Any time you use extlinux.conf such that the old boot is still present it is quite easy to recover from a failed kernel. Any time you merely copy in a module file, then it is also quite easy to fix issues with the module file. Any time you remove the old kernel or flash to a partition it is likely a failure means reflashing the entire system and losing most everything. There are tricks you might pull like cloning, fixing the clone, and the flashing with the clone, but this takes a lot of disk space and time.

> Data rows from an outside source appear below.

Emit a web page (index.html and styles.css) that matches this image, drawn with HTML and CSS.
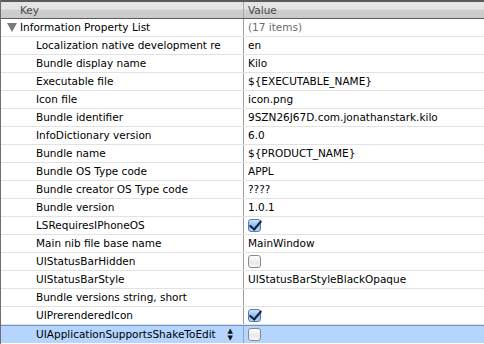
FILE: index.html
```html
<!DOCTYPE html>
<html lang="en">
<head>
    <meta charset="UTF-8">
    <title>Info.plist</title>
    <link rel="stylesheet" href="styles.css">
</head>
<body>
    <div class="plist">
        <div class="header">
            <div class="key">Key</div>
            <div class="value">Value</div>
        </div>
        <div class="row">
            <div class="key root"><span class="disclosure"></span>Information Property List</div>
            <div class="value muted">(17 items)</div>
        </div>
        <div class="row"><div class="key">Localization native development re</div><div class="value">en</div></div>
        <div class="row"><div class="key">Bundle display name</div><div class="value">Kilo</div></div>
        <div class="row"><div class="key">Executable file</div><div class="value">${EXECUTABLE_NAME}</div></div>
        <div class="row"><div class="key">Icon file</div><div class="value">icon.png</div></div>
        <div class="row"><div class="key">Bundle identifier</div><div class="value">9SZN26J67D.com.jonathanstark.kilo</div></div>
        <div class="row"><div class="key">InfoDictionary version</div><div class="value">6.0</div></div>
        <div class="row"><div class="key">Bundle name</div><div class="value">${PRODUCT_NAME}</div></div>
        <div class="row"><div class="key">Bundle OS Type code</div><div class="value">APPL</div></div>
        <div class="row"><div class="key">Bundle creator OS Type code</div><div class="value">????</div></div>
        <div class="row"><div class="key">Bundle version</div><div class="value">1.0.1</div></div>
        <div class="row"><div class="key">LSRequiresIPhoneOS</div><div class="value"><span class="check checked"></span></div></div>
        <div class="row"><div class="key">Main nib file base name</div><div class="value">MainWindow</div></div>
        <div class="row"><div class="key">UIStatusBarHidden</div><div class="value"><span class="check"></span></div></div>
        <div class="row"><div class="key">UIStatusBarStyle</div><div class="value">UIStatusBarStyleBlackOpaque</div></div>
        <div class="row"><div class="key">Bundle versions string, short</div><div class="value"></div></div>
        <div class="row"><div class="key">UIPrerenderedIcon</div><div class="value"><span class="check checked"></span></div></div>
        <div class="row selected">
            <div class="key">UIApplicationSupportsShakeToEdit<span class="stepper">&#9650;<br>&#9660;</span></div>
            <div class="value"><span class="check"></span></div>
        </div>
    </div>
</body>
</html>
```

FILE: styles.css
```css
* {
    margin: 0;
    padding: 0;
    box-sizing: border-box;
}

body {
    font-family: "DejaVu Sans", Verdana, sans-serif;
    font-size: 10.5px;
    color: #000;
    background-color: #fff;
}

.plist {
    width: 484px;
    height: 344px;
    overflow: hidden;
    border-left: 1px solid #6e6e6e;
}

/* Column header */
.header {
    display: flex;
    height: 19px;
    border-top: 2px solid #5a5a5a;
    border-bottom: 1px solid #5a5a5a;
    background: linear-gradient(#e4e4e4 0%, #e4e4e4 45%, #cdcdcd 50%, #cbcbcb 100%);
    color: #4a4a4a;
}

.header .key {
    padding-left: 19px;
    line-height: 16px;
    border-right: 1px solid #a9a9a9;
}

.header .value {
    line-height: 16px;
}

/* Rows */
.row {
    display: flex;
    height: 18px;
    border-bottom: 1px solid #e2e2e2;
}

.key {
    width: 243px;
    flex-shrink: 0;
    padding-left: 35px;
    line-height: 17px;
    white-space: nowrap;
    overflow: hidden;
    border-right: 1px solid #9c9c9c;
    position: relative;
}

.value {
    padding-left: 4px;
    line-height: 17px;
    white-space: nowrap;
    display: flex;
    align-items: center;
}

.muted {
    color: #6d6d6d;
}

.key.root {
    padding-left: 6px;
    display: flex;
    align-items: center;
}

.disclosure {
    width: 0;
    height: 0;
    border-left: 5px solid transparent;
    border-right: 5px solid transparent;
    border-top: 9px solid #7a7a7a;
    margin-right: 3px;
}

/* Checkboxes */
.check {
    display: inline-block;
    width: 13px;
    height: 13px;
    border: 1px solid #8a8a8a;
    border-radius: 3px;
    background: linear-gradient(#ffffff, #e9e9e9 60%, #f6f6f6);
    position: relative;
}

.check.checked {
    border-color: #557cb0;
    background: linear-gradient(#cfe3fb, #8fb8ea 55%, #b7d3f4);
}

.check.checked::after {
    content: "";
    position: absolute;
    left: 3px;
    top: -2px;
    width: 5px;
    height: 10px;
    border-right: 2px solid #10213d;
    border-bottom: 2px solid #10213d;
    transform: rotate(40deg);
}

/* Selected row */
.row.selected {
    background-color: #b5d5ff;
    border-top: 1px solid #6c93cf;
    border-bottom: none;
}

.row.selected .key {
    border-right-color: #8aa3c7;
}

.stepper {
    position: absolute;
    right: 10px;
    top: 2px;
    font-size: 7px;
    line-height: 7px;
    text-align: center;
    color: #111;
}
```
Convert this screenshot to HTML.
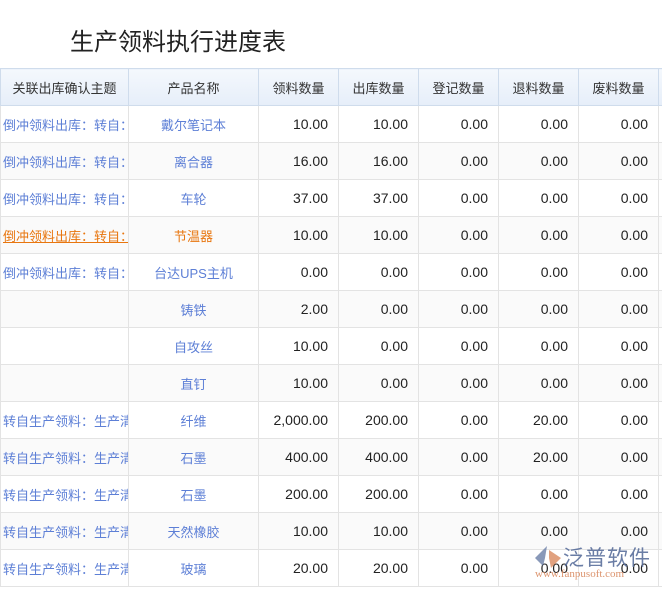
<!DOCTYPE html>
<html><head><meta charset="utf-8"><style>
body{margin:0;width:662px;height:589px;overflow:hidden;background:#fff;font-family:"Liberation Sans","Noto Sans CJK SC",sans-serif;}
h1{position:absolute;left:70px;top:22px;margin:0;font-size:24px;font-weight:normal;color:#222;}
table{position:absolute;left:0;top:68px;border-collapse:collapse;table-layout:fixed;font-size:13px;width:678px;}
td,th{border:1px solid #e3e3e3;height:37px;padding:0 10px 0 0;white-space:nowrap;overflow:hidden;box-sizing:border-box;}
th{font-weight:normal;color:#333;background:linear-gradient(#f4f8fd,#e6eef9);border-color:#cfdcec;padding:0;}
td{text-align:right;color:#222;font-size:14px;}
td.l{text-align:left;padding:0 0 0 2px;color:#5d7fd6;font-size:13px;}
td.c{text-align:center;color:#5d7fd6;padding:0;font-size:13px;}
tr:nth-child(odd) td{background:#fafafa;}
tr.h td.l{color:#e8760f;text-decoration:underline;}
tr.h td.c{color:#e8760f;}
.wm{position:absolute;left:533px;top:544px;width:130px;height:40px;white-space:nowrap;}
</style></head><body>
<h1>生产领料执行进度表</h1>
<table>
<colgroup><col style="width:128px"><col style="width:130px"><col style="width:80px"><col style="width:80px"><col style="width:80px"><col style="width:80px"><col style="width:80px"><col style="width:20px"></colgroup>
<tr><th>关联出库确认主题</th><th>产品名称</th><th>领料数量</th><th>出库数量</th><th>登记数量</th><th>退料数量</th><th>废料数量</th><th></th></tr>
<tr><td class="l">倒冲领料出库：转自：</td><td class="c">戴尔笔记本</td><td>10.00</td><td>10.00</td><td>0.00</td><td>0.00</td><td>0.00</td><td></td></tr>
<tr><td class="l">倒冲领料出库：转自：</td><td class="c">离合器</td><td>16.00</td><td>16.00</td><td>0.00</td><td>0.00</td><td>0.00</td><td></td></tr>
<tr><td class="l">倒冲领料出库：转自：</td><td class="c">车轮</td><td>37.00</td><td>37.00</td><td>0.00</td><td>0.00</td><td>0.00</td><td></td></tr>
<tr class="h"><td class="l">倒冲领料出库：转自：</td><td class="c">节温器</td><td>10.00</td><td>10.00</td><td>0.00</td><td>0.00</td><td>0.00</td><td></td></tr>
<tr><td class="l">倒冲领料出库：转自：</td><td class="c">台达UPS主机</td><td>0.00</td><td>0.00</td><td>0.00</td><td>0.00</td><td>0.00</td><td></td></tr>
<tr><td class="l"></td><td class="c">铸铁</td><td>2.00</td><td>0.00</td><td>0.00</td><td>0.00</td><td>0.00</td><td></td></tr>
<tr><td class="l"></td><td class="c">自攻丝</td><td>10.00</td><td>0.00</td><td>0.00</td><td>0.00</td><td>0.00</td><td></td></tr>
<tr><td class="l"></td><td class="c">直钉</td><td>10.00</td><td>0.00</td><td>0.00</td><td>0.00</td><td>0.00</td><td></td></tr>
<tr><td class="l">转自生产领料：生产清</td><td class="c">纤维</td><td>2,000.00</td><td>200.00</td><td>0.00</td><td>20.00</td><td>0.00</td><td></td></tr>
<tr><td class="l">转自生产领料：生产清</td><td class="c">石墨</td><td>400.00</td><td>400.00</td><td>0.00</td><td>20.00</td><td>0.00</td><td></td></tr>
<tr><td class="l">转自生产领料：生产清</td><td class="c">石墨</td><td>200.00</td><td>200.00</td><td>0.00</td><td>0.00</td><td>0.00</td><td></td></tr>
<tr><td class="l">转自生产领料：生产清</td><td class="c">天然橡胶</td><td>10.00</td><td>10.00</td><td>0.00</td><td>0.00</td><td>0.00</td><td></td></tr>
<tr><td class="l">转自生产领料：生产清</td><td class="c">玻璃</td><td>20.00</td><td>20.00</td><td>0.00</td><td>0.00</td><td>0.00</td><td></td></tr>
</table>
<div class="wm">
<svg width="30" height="26" style="position:absolute;left:0;top:0"><path d="M14 2 L2 14 L10 22 L12 14 Z" fill="#6b7fa8" opacity=".8"/><path d="M16 6 L28 14 L18 24 L16 14 Z" fill="#d9895f" opacity=".8"/></svg>
<div style="position:absolute;left:30px;top:-2px;width:100px;font-size:21px;color:#5a6f9c;letter-spacing:1px;opacity:.9">泛普软件</div>
<div style="position:absolute;left:2px;top:24px;font-family:'Liberation Serif',serif;font-size:11px;color:#d9895f;opacity:.9">www.fanpusoft.com</div>
</div>
</body></html>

Incidentally, if you were to build a module from kernel source, and the module (after build) appears as a “.ko” file in subdirectory “drivers/usb/”, e.g., if it is “drivers/usb/sample.ko”, then in the module tree (based at “/lib/modules/$(uname -r)/kernel”) you would copy sample.ko to that same subdirectory tree:

/lib/modules/$(uname -r)/kernel/drivers/usb/sample.ko`

Commands can then be used to tell the kernel to update its knowledge of that file and load it, or you could just reboot.

Before telling you about building kernels, do you really need a full kernel install, or just a module? Not all features are available as a module, but most are. What feature/symbol do you need (a “symbol” is just the Kconfig system’s way of naming a feature)?